## PROMPT
Return the listing below verbatim. Pictures do not belong in the copy.

## DATASET EXCERPT

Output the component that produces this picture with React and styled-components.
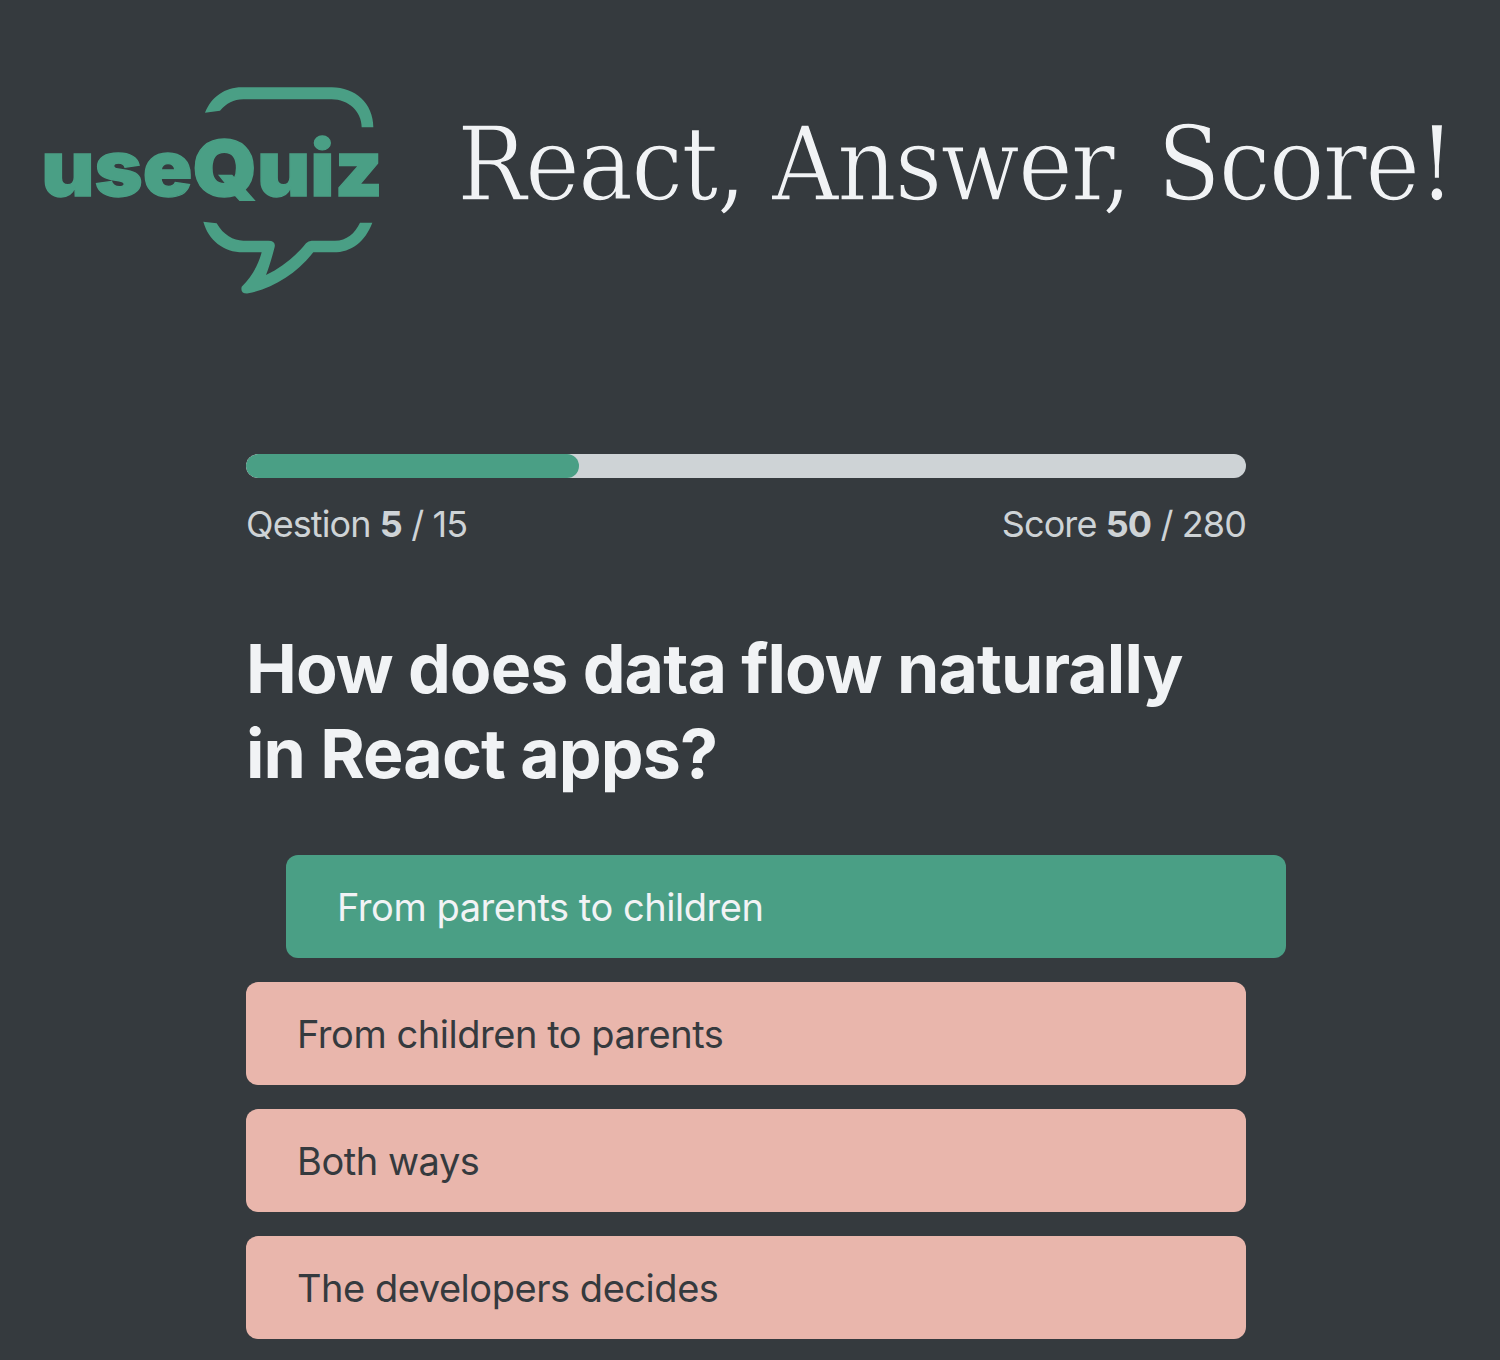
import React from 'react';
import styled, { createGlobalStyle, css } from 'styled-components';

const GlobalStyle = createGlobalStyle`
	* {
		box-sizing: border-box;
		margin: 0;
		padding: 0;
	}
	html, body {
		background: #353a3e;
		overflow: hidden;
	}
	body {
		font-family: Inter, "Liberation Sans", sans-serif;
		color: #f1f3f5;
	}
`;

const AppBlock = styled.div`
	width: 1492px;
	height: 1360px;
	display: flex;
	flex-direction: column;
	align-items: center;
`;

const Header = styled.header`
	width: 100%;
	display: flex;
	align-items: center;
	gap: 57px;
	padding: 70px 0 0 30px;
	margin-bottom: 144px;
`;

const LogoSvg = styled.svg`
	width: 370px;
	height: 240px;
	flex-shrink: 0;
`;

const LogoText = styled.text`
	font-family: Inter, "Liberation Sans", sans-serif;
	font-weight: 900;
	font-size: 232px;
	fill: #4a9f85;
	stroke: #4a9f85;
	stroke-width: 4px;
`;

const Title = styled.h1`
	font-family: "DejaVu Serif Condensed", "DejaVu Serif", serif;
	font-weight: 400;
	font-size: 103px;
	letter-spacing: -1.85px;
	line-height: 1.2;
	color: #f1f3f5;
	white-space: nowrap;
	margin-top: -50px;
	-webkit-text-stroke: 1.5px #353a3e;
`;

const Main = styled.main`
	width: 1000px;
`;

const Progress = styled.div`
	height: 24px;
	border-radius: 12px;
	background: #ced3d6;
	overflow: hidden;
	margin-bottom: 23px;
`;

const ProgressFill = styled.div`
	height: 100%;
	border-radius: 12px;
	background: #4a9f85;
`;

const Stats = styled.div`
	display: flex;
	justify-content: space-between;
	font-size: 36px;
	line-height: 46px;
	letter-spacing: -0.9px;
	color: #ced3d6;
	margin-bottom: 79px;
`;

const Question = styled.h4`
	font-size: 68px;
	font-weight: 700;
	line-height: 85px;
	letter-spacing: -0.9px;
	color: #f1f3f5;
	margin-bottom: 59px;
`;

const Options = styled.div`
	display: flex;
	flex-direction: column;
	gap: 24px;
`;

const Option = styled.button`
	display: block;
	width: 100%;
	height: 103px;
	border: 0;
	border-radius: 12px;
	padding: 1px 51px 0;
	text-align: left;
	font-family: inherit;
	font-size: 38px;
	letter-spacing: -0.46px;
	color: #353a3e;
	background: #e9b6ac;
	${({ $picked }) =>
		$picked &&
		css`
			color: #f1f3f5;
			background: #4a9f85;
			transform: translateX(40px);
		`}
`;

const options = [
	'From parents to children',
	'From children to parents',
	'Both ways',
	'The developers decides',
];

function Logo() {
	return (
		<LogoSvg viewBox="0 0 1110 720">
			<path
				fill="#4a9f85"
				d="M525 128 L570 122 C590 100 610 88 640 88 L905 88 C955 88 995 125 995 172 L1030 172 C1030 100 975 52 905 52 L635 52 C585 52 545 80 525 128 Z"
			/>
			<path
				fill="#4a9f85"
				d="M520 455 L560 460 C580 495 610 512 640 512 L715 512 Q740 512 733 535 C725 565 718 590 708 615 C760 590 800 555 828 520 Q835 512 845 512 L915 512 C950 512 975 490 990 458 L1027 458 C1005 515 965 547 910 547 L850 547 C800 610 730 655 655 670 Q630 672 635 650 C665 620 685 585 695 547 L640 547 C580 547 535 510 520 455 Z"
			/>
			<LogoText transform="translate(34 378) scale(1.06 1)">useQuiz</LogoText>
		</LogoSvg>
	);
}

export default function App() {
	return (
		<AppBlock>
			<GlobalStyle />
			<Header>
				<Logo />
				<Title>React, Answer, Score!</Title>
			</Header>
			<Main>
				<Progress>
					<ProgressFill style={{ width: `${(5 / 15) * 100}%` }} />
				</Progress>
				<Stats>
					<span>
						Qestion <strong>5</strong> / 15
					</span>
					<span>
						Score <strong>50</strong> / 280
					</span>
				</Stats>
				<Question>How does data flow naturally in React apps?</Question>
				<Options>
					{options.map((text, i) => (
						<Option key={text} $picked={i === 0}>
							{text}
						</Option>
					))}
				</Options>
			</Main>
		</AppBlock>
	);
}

## WORKED SOLUTION
Output the component that produces this picture with React and styled-components.
import React from 'react';
import styled, { createGlobalStyle, css } from 'styled-components';

const GlobalStyle = createGlobalStyle`
	* {
		box-sizing: border-box;
		margin: 0;
		padding: 0;
	}
	html, body {
		background: #353a3e;
		overflow: hidden;
	}
	body {
		font-family: Inter, "Liberation Sans", sans-serif;
		color: #f1f3f5;
	}
`;

const AppBlock = styled.div`
	width: 1492px;
	height: 1360px;
	display: flex;
	flex-direction: column;
	align-items: center;
`;

const Header = styled.header`
	width: 100%;
	display: flex;
	align-items: center;
	gap: 57px;
	padding: 70px 0 0 30px;
	margin-bottom: 144px;
`;

const LogoSvg = styled.svg`
	width: 370px;
	height: 240px;
	flex-shrink: 0;
`;

const LogoText = styled.text`
	font-family: Inter, "Liberation Sans", sans-serif;
	font-weight: 900;
	font-size: 232px;
	fill: #4a9f85;
	stroke: #4a9f85;
	stroke-width: 4px;
`;

const Title = styled.h1`
	font-family: "DejaVu Serif Condensed", "DejaVu Serif", serif;
	font-weight: 400;
	font-size: 103px;
	letter-spacing: -1.85px;
	line-height: 1.2;
	color: #f1f3f5;
	white-space: nowrap;
	margin-top: -50px;
	-webkit-text-stroke: 1.5px #353a3e;
`;

const Main = styled.main`
	width: 1000px;
`;

const Progress = styled.div`
	height: 24px;
	border-radius: 12px;
	background: #ced3d6;
	overflow: hidden;
	margin-bottom: 23px;
`;

const ProgressFill = styled.div`
	height: 100%;
	border-radius: 12px;
	background: #4a9f85;
`;

const Stats = styled.div`
	display: flex;
	justify-content: space-between;
	font-size: 36px;
	line-height: 46px;
	letter-spacing: -0.9px;
	color: #ced3d6;
	margin-bottom: 79px;
`;

const Question = styled.h4`
	font-size: 68px;
	font-weight: 700;
	line-height: 85px;
	letter-spacing: -0.9px;
	color: #f1f3f5;
	margin-bottom: 59px;
`;

const Options = styled.div`
	display: flex;
	flex-direction: column;
	gap: 24px;
`;

const Option = styled.button`
	display: block;
	width: 100%;
	height: 103px;
	border: 0;
	border-radius: 12px;
	padding: 1px 51px 0;
	text-align: left;
	font-family: inherit;
	font-size: 38px;
	letter-spacing: -0.46px;
	color: #353a3e;
	background: #e9b6ac;
	${({ $picked }) =>
		$picked &&
		css`
			color: #f1f3f5;
			background: #4a9f85;
			transform: translateX(40px);
		`}
`;

const options = [
	'From parents to children',
	'From children to parents',
	'Both ways',
	'The developers decides',
];

function Logo() {
	return (
		<LogoSvg viewBox="0 0 1110 720">
			<path
				fill="#4a9f85"
				d="M525 128 L570 122 C590 100 610 88 640 88 L905 88 C955 88 995 125 995 172 L1030 172 C1030 100 975 52 905 52 L635 52 C585 52 545 80 525 128 Z"
			/>
			<path
				fill="#4a9f85"
				d="M520 455 L560 460 C580 495 610 512 640 512 L715 512 Q740 512 733 535 C725 565 718 590 708 615 C760 590 800 555 828 520 Q835 512 845 512 L915 512 C950 512 975 490 990 458 L1027 458 C1005 515 965 547 910 547 L850 547 C800 610 730 655 655 670 Q630 672 635 650 C665 620 685 585 695 547 L640 547 C580 547 535 510 520 455 Z"
			/>
			<LogoText transform="translate(34 378) scale(1.06 1)">useQuiz</LogoText>
		</LogoSvg>
	);
}

export default function App() {
	return (
		<AppBlock>
			<GlobalStyle />
			<Header>
				<Logo />
				<Title>React, Answer, Score!</Title>
			</Header>
			<Main>
				<Progress>
					<ProgressFill style={{ width: `${(5 / 15) * 100}%` }} />
				</Progress>
				<Stats>
					<span>
						Qestion <strong>5</strong> / 15
					</span>
					<span>
						Score <strong>50</strong> / 280
					</span>
				</Stats>
				<Question>How does data flow naturally in React apps?</Question>
				<Options>
					{options.map((text, i) => (
						<Option key={text} $picked={i === 0}>
							{text}
						</Option>
					))}
				</Options>
			</Main>
		</AppBlock>
	);
}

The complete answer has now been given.